What the task asks: Set out every line bearing the string "that".

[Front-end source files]
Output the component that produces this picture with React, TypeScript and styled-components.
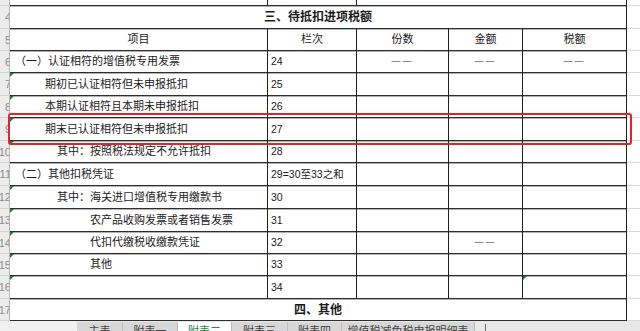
import React from 'react';
import styled, { createGlobalStyle, css } from 'styled-components';

const GlobalStyle = createGlobalStyle`
  html, body {
    margin: 0;
    padding: 0;
    width: 640px;
    height: 331px;
    overflow: hidden;
    background: #fff;
  }
  body {
    font-family: "Liberation Sans", "Noto Sans CJK SC", sans-serif;
    color: #1a1a1a;
  }
`;

// row header | 项目 | 栏次 | 份数 | 金额 | 税额 | next column
const COLS = '10px 258px 89px 92px 74px 104px 13px';

const Screen = styled.div`
  display: flex;
  flex-direction: column;
  width: 640px;
  height: 331px;
  overflow: hidden;
`;

const Viewport = styled.div`
  flex: 0 0 321px;
  overflow: hidden;
`;

// scrolled sheet: the first row is only partly on screen
const Sheet = styled.div`
  margin-top: -17px;
`;

const Row = styled.div<{ $h: number }>`
  display: grid;
  grid-template-columns: ${COLS};
  height: ${p => p.$h}px;
  position: relative;
`;

// the row numbers are scrolled partly out of view on the left
const RowHead = styled.div`
  box-sizing: border-box;
  background: #ececec;
  border-right: 1px solid #b5b5b5;
  border-bottom: 1px solid #d4d4d4;
  display: flex;
  justify-content: flex-end;
  align-items: center;
  overflow: hidden;
  white-space: nowrap;
  font-size: 11px;
  color: #8a8a8a;
`;

const RowNo = styled.span`
  margin-right: -2px;
`;

const Cell = styled.div<{
  $indent?: number;
  $center?: boolean;
  $flag?: boolean;
  $span?: string;
  $bold?: boolean;
}>`
  box-sizing: border-box;
  position: relative;
  display: flex;
  align-items: center;
  justify-content: ${p => (p.$center ? 'center' : 'flex-start')};
  padding-left: ${p => p.$indent ?? 0}px;
  border-right: 1px solid #1e1e1e;
  border-bottom: 1px solid #2e2e2e;
  box-shadow: 0 1px 0 rgba(0, 0, 0, 0.3);
  font-size: ${p => (p.$bold ? 12 : 11)}px;
  font-weight: ${p => (p.$bold ? 700 : 400)};
  line-height: 1;
  white-space: nowrap;
  overflow: hidden;
  ${p => p.$span && css`grid-column: ${p.$span};`}
  ${p =>
    p.$flag &&
    css`
      &::before {
        content: '';
        position: absolute;
        left: 0;
        top: 0;
        border-top: 4px solid #1f7a35;
        border-right: 4px solid transparent;
      }
    `}
`;

const NoText = styled.span`
  font-size: 10.5px;
`;

const Dash = styled.span`
  font-size: 9px;
  letter-spacing: 2px;
  color: #333;
`;

const Filler = styled.div`
  border-bottom: 1px solid #dadada;
`;

const Highlight = styled.div`
  position: absolute;
  left: 8px;
  right: 8px;
  top: -5px;
  bottom: -4px;
  border: 2px solid #e3232a;
  border-radius: 3px;
  z-index: 2;
  pointer-events: none;
`;

const TabBar = styled.div`
  flex: 0 0 auto;
  height: 22px;
  display: flex;
  background: #e8e8e8;
`;

const NavArea = styled.div`
  width: 77px;
  background: #f1f1f1;
`;

const Tab = styled.div<{ $active?: boolean; $w: number }>`
  box-sizing: border-box;
  width: ${p => p.$w}px;
  margin-top: 1px;
  padding-top: 4px;
  text-align: center;
  font-size: 11px;
  line-height: 1;
  white-space: nowrap;
  overflow: hidden;
  background: ${p => (p.$active ? '#ffffff' : '#d7d7d7')};
  color: ${p => (p.$active ? '#1e8b3c' : '#444')};
  border-right: 1px solid #bcbcbc;
`;

const Splitter = styled.div`
  width: 1px;
  height: 9px;
  margin: 3px 0 0 10px;
  background: #6a6a6a;
`;

type Line = {
  label: string;
  indent: number;
  no: string;
  h: number;
  flag?: boolean;
  qty?: boolean;
  amt?: boolean;
  tax?: boolean;
  taxFlag?: boolean;
  marked?: boolean;
};

const lines: Line[] = [
  { label: '（一）认证相符的增值税专用发票', indent: 5, no: '24', h: 22, qty: true, amt: true, tax: true },
  { label: '期初已认证相符但未申报抵扣', indent: 35, no: '25', h: 23, flag: true },
  { label: '本期认证相符且本期未申报抵扣', indent: 35, no: '26', h: 22, flag: true },
  { label: '期末已认证相符但未申报抵扣', indent: 35, no: '27', h: 23, flag: true, marked: true },
  { label: '其中：按照税法规定不允许抵扣', indent: 47, no: '28', h: 22, flag: true },
  { label: '（二）其他扣税凭证', indent: 5, no: '29=30至33之和', h: 23 },
  { label: '其中：海关进口增值税专用缴款书', indent: 47, no: '30', h: 23, flag: true },
  { label: '农产品收购发票或者销售发票', indent: 80, no: '31', h: 23, flag: true },
  { label: '代扣代缴税收缴款凭证', indent: 80, no: '32', h: 22, flag: true, amt: true },
  { label: '其他', indent: 80, no: '33', h: 22, flag: true },
  { label: '', indent: 80, no: '34', h: 23, flag: true, taxFlag: true },
];

const dash = <Dash>——</Dash>;

export default function App() {
  return (
    <Screen>
      <GlobalStyle />
      <Viewport>
        <Sheet>
          <Row $h={23}>
            <RowHead><RowNo>3</RowNo></RowHead>
            <Cell $indent={35}>其他应作进项税额转出的情形</Cell>
            <Cell $indent={3}><NoText>23</NoText></Cell>
            <Cell $span="4 / 7" />
            <Filler />
          </Row>
          <Row $h={23}>
            <RowHead><RowNo>4</RowNo></RowHead>
            <Cell $span="2 / 7" $center $bold>三、待抵扣进项税额</Cell>
            <Filler />
          </Row>
          <Row $h={22}>
            <RowHead><RowNo>5</RowNo></RowHead>
            <Cell $center>项目</Cell>
            <Cell $center>栏次</Cell>
            <Cell $center>份数</Cell>
            <Cell $center>金额</Cell>
            <Cell $center>税额</Cell>
            <Filler />
          </Row>
          {lines.map((l, i) => (
            <Row $h={l.h} key={l.no}>
              <RowHead><RowNo>{6 + i}</RowNo></RowHead>
              <Cell $indent={l.indent} $flag={l.flag}>{l.label}</Cell>
              <Cell $indent={3}><NoText>{l.no}</NoText></Cell>
              <Cell $center>{l.qty && dash}</Cell>
              <Cell $center>{l.amt && dash}</Cell>
              <Cell $center $flag={l.taxFlag}>{l.tax && dash}</Cell>
              <Filler />
              {l.marked && <Highlight />}
            </Row>
          ))}
          <Row $h={22}>
            <RowHead><RowNo>17</RowNo></RowHead>
            <Cell $span="2 / 7" $center $bold>四、其他</Cell>
            <Filler />
          </Row>
        </Sheet>
      </Viewport>
      <TabBar>
        <NavArea />
        <Tab $w={46}>主表</Tab>
        <Tab $w={55}>附表一</Tab>
        <Tab $w={54} $active>附表二</Tab>
        <Tab $w={56}>附表三</Tab>
        <Tab $w={54}>附表四</Tab>
        <Tab $w={133}>增值税减免税申报明细表</Tab>
        <Splitter />
      </TabBar>
    </Screen>
  );
}
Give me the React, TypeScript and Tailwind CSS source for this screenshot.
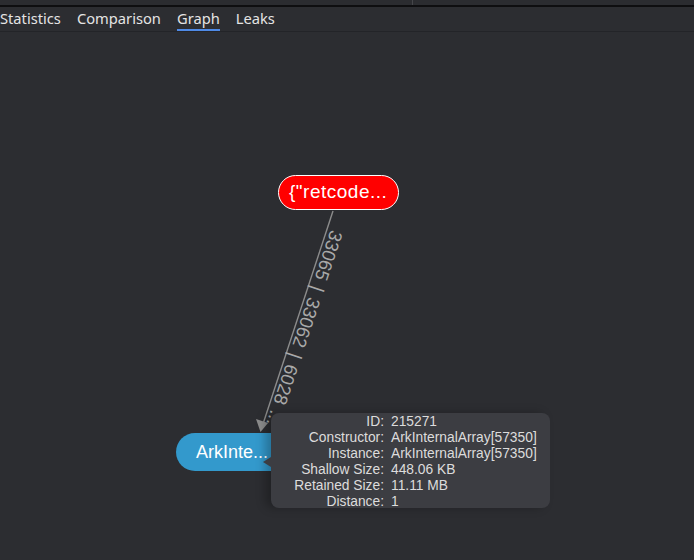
import React from 'react';

const tabs = ['Statistics', 'Comparison', 'Graph', 'Leaks'];

const details: [string, string][] = [
  ['ID', '215271'],
  ['Constructor', 'ArkInternalArray[57350]'],
  ['Instance', 'ArkInternalArray[57350]'],
  ['Shallow Size', '448.06 KB'],
  ['Retained Size', '11.11 MB'],
  ['Distance', '1'],
];

function TabBar() {
  return (
    <div className="flex h-[25px] items-stretch gap-4 border-b border-[#232428] pl-0 text-[14.7px] text-[#e4e4e4] [font-family:'Noto_Sans',sans-serif]">
      {tabs.map((t) => (
        <div key={t} className="relative flex items-center leading-none">
          <span className="-mt-[1px]">{t}</span>
          {t === 'Graph' && <div className="absolute bottom-0 left-0 right-0 h-[2px] bg-[#4f8ae6]" />}
        </div>
      ))}
    </div>
  );
}

function Edge() {
  // from the red node down to the blue one
  return (
    <svg className="absolute inset-0" width="694" height="528">
      <line x1="333" y1="179" x2="263" y2="392" stroke="#8c8c8c" strokeWidth="1.4" />
      <polygon points="260.5,400 256,387 268,391" fill="#8c8c8c" />
      <g transform="translate(327,196) rotate(108.4)">
        <text x="0" y="-4" fill="#a9a9a9" fontSize="18.5" wordSpacing="2" fontFamily="'Liberation Sans', Arial, sans-serif">
          33065 | 33062 | 6028 ...
        </text>
      </g>
    </svg>
  );
}

function Tooltip() {
  return (
    <div className="absolute left-[271px] top-[381px] h-[95px] w-[279px] rounded-[8px] bg-[#3c3d42] pt-[1px] text-[13.8px] leading-[16px] text-[#dcdcdc] shadow-[-6px_0_10px_rgba(0,0,0,0.25)] [font-family:'Liberation_Sans',Arial,sans-serif]">
      <div className="absolute -left-[8px] top-[44px] h-0 w-0 border-y-[5px] border-r-[8px] border-y-transparent border-r-[#3c3d42]" />
      <div className="grid grid-cols-[113px_1fr] gap-x-[7px]">
        {details.map(([k, v]) => (
          <React.Fragment key={k}>
            <span className="text-right whitespace-nowrap">{k}:</span>
            <span className="whitespace-nowrap">{v}</span>
          </React.Fragment>
        ))}
      </div>
    </div>
  );
}

export default function App() {
  return (
    <div className="flex h-[560px] w-[694px] flex-col overflow-hidden bg-[#2c2d31]">
      <div className="flex h-[5px] bg-[#2b2c30]">
        <div className="w-[413px] border-r border-[#45464a]" />
      </div>
      <div className="h-[2px] bg-[#0e0e10]" />
      <TabBar />
      <div className="relative flex-1">
        <Edge />
        <div className="absolute left-[278px] top-[143px] flex h-[35px] w-[121px] items-center rounded-full border-[1.5px] border-white bg-[#ff0000] pl-[10px] text-[19px] tracking-[0.5px] text-white [font-family:'Liberation_Sans',Arial,sans-serif]">
          {'{"retcode...'}
        </div>
        <div className="absolute left-[176px] top-[401px] flex h-[38px] w-[124px] items-center rounded-full bg-[#3399cc] pl-[20px] text-[18px] text-white [font-family:'Liberation_Sans',Arial,sans-serif]">
          ArkInte...
        </div>
        <Tooltip />
      </div>
    </div>
  );
}
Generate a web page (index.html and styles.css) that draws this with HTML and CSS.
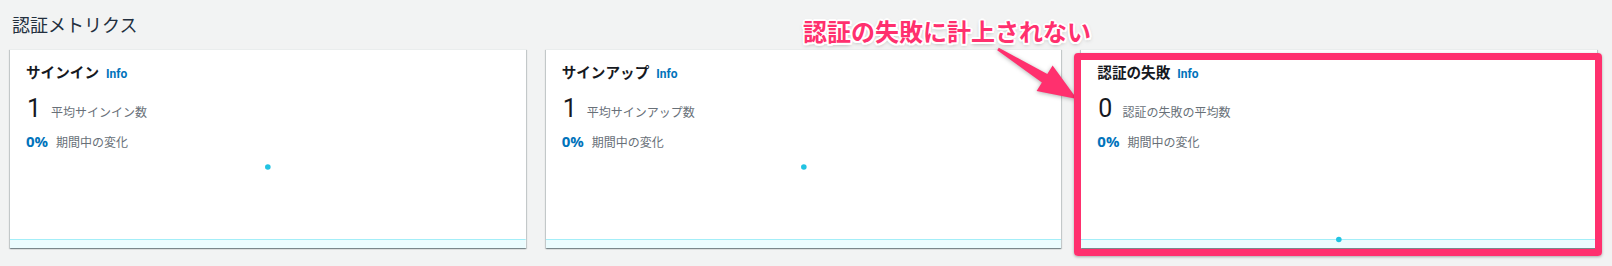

Finished task:
Output the component that produces this picture with React, TypeScript and styled-components.
Generate a web page (index.html and styles.css) that draws this with HTML and CSS.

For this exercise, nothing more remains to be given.